What needs to be done:
Write out the entire listing below exactly, with the pictures left out.

Recorded information:
※

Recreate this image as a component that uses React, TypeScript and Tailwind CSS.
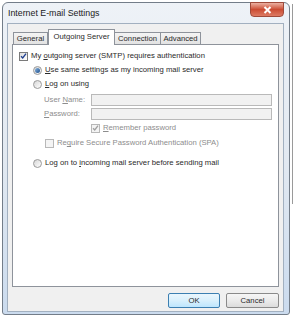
import React from "react";

const U = ({ children }: { children: React.ReactNode }) => <span className="underline underline-offset-[1px]">{children}</span>;

function Check({ checked, disabled }: { checked?: boolean; disabled?: boolean }) {
  return (
    <div
      className={`w-[9px] h-[9px] shrink-0 border ${disabled ? "border-[#b8b8b8] bg-[#f4f4f4]" : "border-[#7a7a7a] bg-gradient-to-br from-[#dcdcdc] to-white"} flex items-center justify-center`}
    >
      {checked && (
        <svg width="8" height="8" viewBox="0 0 8 8">
          <path d="M1.2 4.2 L3.1 6.2 L6.9 1.2" fill="none" stroke={disabled ? "#a0a0a0" : "#1f3f8f"} strokeWidth="1.5" />
        </svg>
      )}
    </div>
  );
}

function Radio({ checked }: { checked?: boolean }) {
  return (
    <div className="w-[9px] h-[9px] shrink-0 rounded-full border border-[#9a9a9a] bg-gradient-to-br from-[#d6d6d6] to-white flex items-center justify-center">
      {checked && <div className="w-[5px] h-[5px] rounded-full bg-gradient-to-br from-[#8ab4de] to-[#1b4f8c]" />}
    </div>
  );
}

export default function App() {
  return (
    <div
      className="w-[296px] h-[320px] bg-white flex pt-[2px] pl-[2px] text-[7.7px] text-[#2a2a2a] leading-none"
      style={{ fontFamily: '"Liberation Sans", Arial, sans-serif' }}
    >
      <div className="w-[288px] h-[313px] flex flex-col rounded-t-[6px] rounded-b-[3px] border border-[#737d89] bg-gradient-to-b from-[#eef2f7] via-[#e2e9f1] to-[#cbdbee]">
        <div className="h-[20px] shrink-0 flex items-center pl-[5px] relative">
          <span className="text-[8.8px] text-[#1a1a1a]">Internet E-mail Settings</span>
          <div className="absolute top-[-1px] right-[5px] w-[34px] h-[15px] rounded-b-[4px] border border-[#a04a3a] bg-gradient-to-b from-[#eab0a2] via-[#cb4c33] to-[#dd7a63] flex items-center justify-center">
            <svg width="9" height="8" viewBox="0 0 9 8">
              <path d="M1.5 1 L7.5 7 M7.5 1 L1.5 7" stroke="white" strokeWidth="2" />
            </svg>
          </div>
        </div>
        <div className="h-[289px] ml-[4px] mr-[5px] border border-[#a2b0c0] bg-[#f0f0f0] flex flex-col px-[4px] pt-[5px] pb-[3px]">
          <div className="h-[15px] flex items-end pl-[1px] shrink-0">
            <div className="w-[35px] h-[12px] border border-b-0 border-[#8e939b] bg-gradient-to-b from-[#f4f4f4] to-[#e2e2e2] flex items-center justify-center">General</div>
            <div className="relative z-10 w-[67px] h-[16px] -mb-px border border-b-0 border-[#8e939b] bg-white flex items-center justify-center pb-[2px]">Outgoing Server</div>
            <div className="w-[46px] h-[12px] border border-b-0 border-l-0 border-[#8e939b] bg-gradient-to-b from-[#f4f4f4] to-[#e2e2e2] flex items-center justify-center">Connection</div>
            <div className="w-[40px] h-[12px] border border-b-0 border-l-0 border-[#8e939b] bg-gradient-to-b from-[#f4f4f4] to-[#e2e2e2] flex items-center justify-center">Advanced</div>
          </div>
          <div className="h-[243px] shrink-0 border border-[#8e939b] bg-white flex flex-col pt-[4px] pl-[6px] pr-[6px]">
            <div className="h-[14px] flex items-center gap-[3px]">
              <Check checked />
              <span>My <U>o</U>utgoing server (SMTP) requires authentication</span>
            </div>
            <div className="h-[14px] flex items-center gap-[3px] pl-[14px]">
              <Radio checked />
              <span><U>U</U>se same settings as my incoming mail server</span>
            </div>
            <div className="h-[14px] flex items-center gap-[3px] pl-[14px]">
              <Radio />
              <span><U>L</U>og on using</span>
            </div>
            <div className="h-[12px] mt-[3px] flex items-center pl-[25px] text-[#8d8d8d]">
              <span className="w-[47px] shrink-0">User <U>N</U>ame:</span>
              <div className="flex-1 h-[12px] border border-[#b9b9b9] bg-[#f1f1f1]" />
            </div>
            <div className="h-[12px] mt-[2px] flex items-center pl-[25px] text-[#8d8d8d]">
              <span className="w-[47px] shrink-0"><U>P</U>assword:</span>
              <div className="flex-1 h-[12px] border border-[#b9b9b9] bg-[#f1f1f1]" />
            </div>
            <div className="h-[14px] mt-[1px] flex items-center gap-[3px] pl-[72px] text-[#8d8d8d]">
              <Check checked disabled />
              <span><U>R</U>emember password</span>
            </div>
            <div className="h-[14px] mt-[1px] flex items-center gap-[3px] pl-[26px] text-[#8d8d8d]">
              <Check disabled />
              <span>Re<U>q</U>uire Secure Password Authentication (SPA)</span>
            </div>
            <div className="h-[14px] mt-[6px] flex items-center gap-[3px] pl-[14px]">
              <Radio />
              <span>Log on to <U>i</U>ncoming mail server before sending mail</span>
            </div>
          </div>
          <div className="flex-1 flex items-end justify-end gap-[6px] pr-0">
            <div className="w-[52px] h-[15px] rounded-[2px] border border-[#3c7fb1] bg-gradient-to-b from-[#eaf6fd] via-[#d9f0fc] to-[#bee6fd] flex items-center justify-center">OK</div>
            <div className="w-[53px] h-[15px] rounded-[2px] border border-[#8a8a8a] bg-gradient-to-b from-[#f6f6f6] via-[#ebebeb] to-[#dcdcdc] flex items-center justify-center">Cancel</div>
          </div>
        </div>
      </div>
      <div className="ml-[2px] mt-[2px] w-px h-[200px] bg-[#9a9a9a]" />
    </div>
  );
}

※

Finished exercise:
Recreate this image as a component that uses React, TypeScript and Tailwind CSS.
import React from "react";

const U = ({ children }: { children: React.ReactNode }) => <span className="underline underline-offset-[1px]">{children}</span>;

function Check({ checked, disabled }: { checked?: boolean; disabled?: boolean }) {
  return (
    <div
      className={`w-[9px] h-[9px] shrink-0 border ${disabled ? "border-[#b8b8b8] bg-[#f4f4f4]" : "border-[#7a7a7a] bg-gradient-to-br from-[#dcdcdc] to-white"} flex items-center justify-center`}
    >
      {checked && (
        <svg width="8" height="8" viewBox="0 0 8 8">
          <path d="M1.2 4.2 L3.1 6.2 L6.9 1.2" fill="none" stroke={disabled ? "#a0a0a0" : "#1f3f8f"} strokeWidth="1.5" />
        </svg>
      )}
    </div>
  );
}

function Radio({ checked }: { checked?: boolean }) {
  return (
    <div className="w-[9px] h-[9px] shrink-0 rounded-full border border-[#9a9a9a] bg-gradient-to-br from-[#d6d6d6] to-white flex items-center justify-center">
      {checked && <div className="w-[5px] h-[5px] rounded-full bg-gradient-to-br from-[#8ab4de] to-[#1b4f8c]" />}
    </div>
  );
}

export default function App() {
  return (
    <div
      className="w-[296px] h-[320px] bg-white flex pt-[2px] pl-[2px] text-[7.7px] text-[#2a2a2a] leading-none"
      style={{ fontFamily: '"Liberation Sans", Arial, sans-serif' }}
    >
      <div className="w-[288px] h-[313px] flex flex-col rounded-t-[6px] rounded-b-[3px] border border-[#737d89] bg-gradient-to-b from-[#eef2f7] via-[#e2e9f1] to-[#cbdbee]">
        <div className="h-[20px] shrink-0 flex items-center pl-[5px] relative">
          <span className="text-[8.8px] text-[#1a1a1a]">Internet E-mail Settings</span>
          <div className="absolute top-[-1px] right-[5px] w-[34px] h-[15px] rounded-b-[4px] border border-[#a04a3a] bg-gradient-to-b from-[#eab0a2] via-[#cb4c33] to-[#dd7a63] flex items-center justify-center">
            <svg width="9" height="8" viewBox="0 0 9 8">
              <path d="M1.5 1 L7.5 7 M7.5 1 L1.5 7" stroke="white" strokeWidth="2" />
            </svg>
          </div>
        </div>
        <div className="h-[289px] ml-[4px] mr-[5px] border border-[#a2b0c0] bg-[#f0f0f0] flex flex-col px-[4px] pt-[5px] pb-[3px]">
          <div className="h-[15px] flex items-end pl-[1px] shrink-0">
            <div className="w-[35px] h-[12px] border border-b-0 border-[#8e939b] bg-gradient-to-b from-[#f4f4f4] to-[#e2e2e2] flex items-center justify-center">General</div>
            <div className="relative z-10 w-[67px] h-[16px] -mb-px border border-b-0 border-[#8e939b] bg-white flex items-center justify-center pb-[2px]">Outgoing Server</div>
            <div className="w-[46px] h-[12px] border border-b-0 border-l-0 border-[#8e939b] bg-gradient-to-b from-[#f4f4f4] to-[#e2e2e2] flex items-center justify-center">Connection</div>
            <div className="w-[40px] h-[12px] border border-b-0 border-l-0 border-[#8e939b] bg-gradient-to-b from-[#f4f4f4] to-[#e2e2e2] flex items-center justify-center">Advanced</div>
          </div>
          <div className="h-[243px] shrink-0 border border-[#8e939b] bg-white flex flex-col pt-[4px] pl-[6px] pr-[6px]">
            <div className="h-[14px] flex items-center gap-[3px]">
              <Check checked />
              <span>My <U>o</U>utgoing server (SMTP) requires authentication</span>
            </div>
            <div className="h-[14px] flex items-center gap-[3px] pl-[14px]">
              <Radio checked />
              <span><U>U</U>se same settings as my incoming mail server</span>
            </div>
            <div className="h-[14px] flex items-center gap-[3px] pl-[14px]">
              <Radio />
              <span><U>L</U>og on using</span>
            </div>
            <div className="h-[12px] mt-[3px] flex items-center pl-[25px] text-[#8d8d8d]">
              <span className="w-[47px] shrink-0">User <U>N</U>ame:</span>
              <div className="flex-1 h-[12px] border border-[#b9b9b9] bg-[#f1f1f1]" />
            </div>
            <div className="h-[12px] mt-[2px] flex items-center pl-[25px] text-[#8d8d8d]">
              <span className="w-[47px] shrink-0"><U>P</U>assword:</span>
              <div className="flex-1 h-[12px] border border-[#b9b9b9] bg-[#f1f1f1]" />
            </div>
            <div className="h-[14px] mt-[1px] flex items-center gap-[3px] pl-[72px] text-[#8d8d8d]">
              <Check checked disabled />
              <span><U>R</U>emember password</span>
            </div>
            <div className="h-[14px] mt-[1px] flex items-center gap-[3px] pl-[26px] text-[#8d8d8d]">
              <Check disabled />
              <span>Re<U>q</U>uire Secure Password Authentication (SPA)</span>
            </div>
            <div className="h-[14px] mt-[6px] flex items-center gap-[3px] pl-[14px]">
              <Radio />
              <span>Log on to <U>i</U>ncoming mail server before sending mail</span>
            </div>
          </div>
          <div className="flex-1 flex items-end justify-end gap-[6px] pr-0">
            <div className="w-[52px] h-[15px] rounded-[2px] border border-[#3c7fb1] bg-gradient-to-b from-[#eaf6fd] via-[#d9f0fc] to-[#bee6fd] flex items-center justify-center">OK</div>
            <div className="w-[53px] h-[15px] rounded-[2px] border border-[#8a8a8a] bg-gradient-to-b from-[#f6f6f6] via-[#ebebeb] to-[#dcdcdc] flex items-center justify-center">Cancel</div>
          </div>
        </div>
      </div>
      <div className="ml-[2px] mt-[2px] w-px h-[200px] bg-[#9a9a9a]" />
    </div>
  );
}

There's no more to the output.